**SOURCE EXCERPT**.
════════
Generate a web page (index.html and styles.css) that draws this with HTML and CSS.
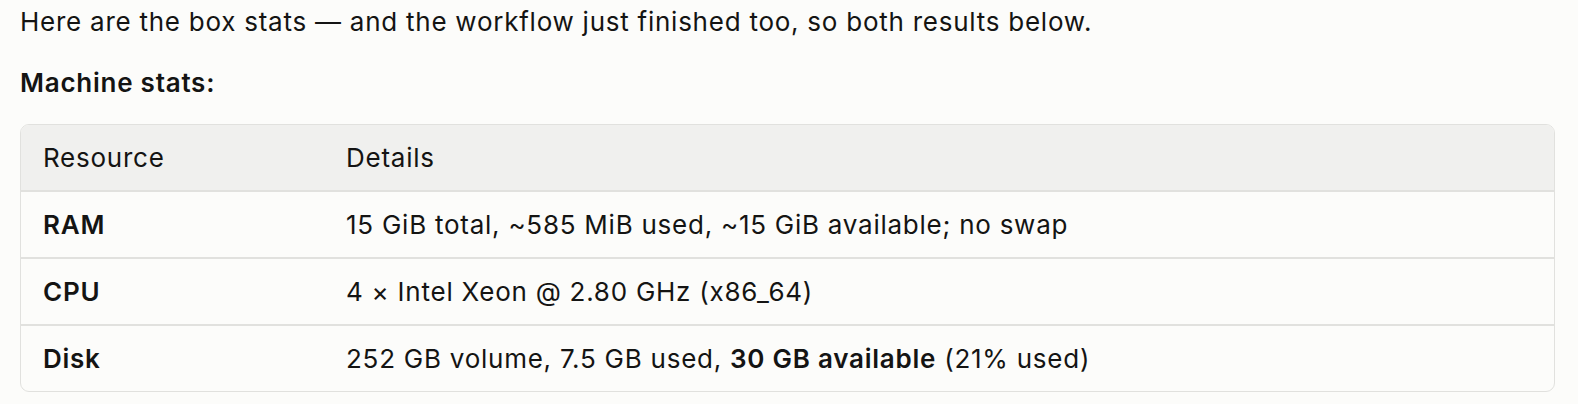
FILE: index.html
```html
<!DOCTYPE html>
<html lang="en">
<head>
    <meta charset="UTF-8">
    <title>Machine stats</title>
    <link rel="stylesheet" href="styles.css">
</head>
<body>
    <div class="message">
        <p>Here are the box stats — and the workflow just finished too, so both results below.</p>
        <p><strong>Machine stats:</strong></p>

        <div class="table-wrap">
            <table class="stats">
                <thead>
                    <tr>
                        <th>Resource</th>
                        <th>Details</th>
                    </tr>
                </thead>
                <tbody>
                    <tr>
                        <td><strong>RAM</strong></td>
                        <td>15 GiB total, ~585 MiB used, ~15 GiB available; no swap</td>
                    </tr>
                    <tr>
                        <td><strong>CPU</strong></td>
                        <td>4 × Intel Xeon @ 2.80 GHz (x86_64)</td>
                    </tr>
                    <tr>
                        <td><strong>Disk</strong></td>
                        <td>252 GB volume, 7.5 GB used, <strong>30 GB available</strong> (21% used)</td>
                    </tr>
                </tbody>
            </table>
        </div>
    </div>
</body>
</html>
```

FILE: styles.css
```css
* {
    margin: 0;
    padding: 0;
    box-sizing: border-box;
}

body {
    font-family: 'Inter', 'Noto Sans', sans-serif;
    font-size: 26px;
    letter-spacing: 0.75px;
    color: #141413;
    background-color: #fcfcfa;
}

.message {
    padding: 2px 23px 0 20px;
}

.message p {
    line-height: 40px;
    margin-bottom: 21px;
}

strong {
    font-weight: 600;
}

.table-wrap {
    border: 1px solid #e1e1de;
    border-radius: 9px;
    overflow: hidden;
}

.stats {
    width: 100%;
    border-collapse: collapse;
}

.stats th,
.stats td {
    text-align: left;
    font-weight: 400;
    line-height: 37px;
    padding: 14px 22px;
    border-bottom: 2px solid #e1e1de;
}

.stats tbody tr:last-child td {
    border-bottom: none;
}

.stats th {
    background-color: #f0f0ee;
}

.stats th:first-child,
.stats td:first-child {
    width: 303px;
}
```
════════
**PROBLEM REQUIREMENTS**. Give the count of lines holding the word "styles", with no other words.

**FULL SOLUTION**. 3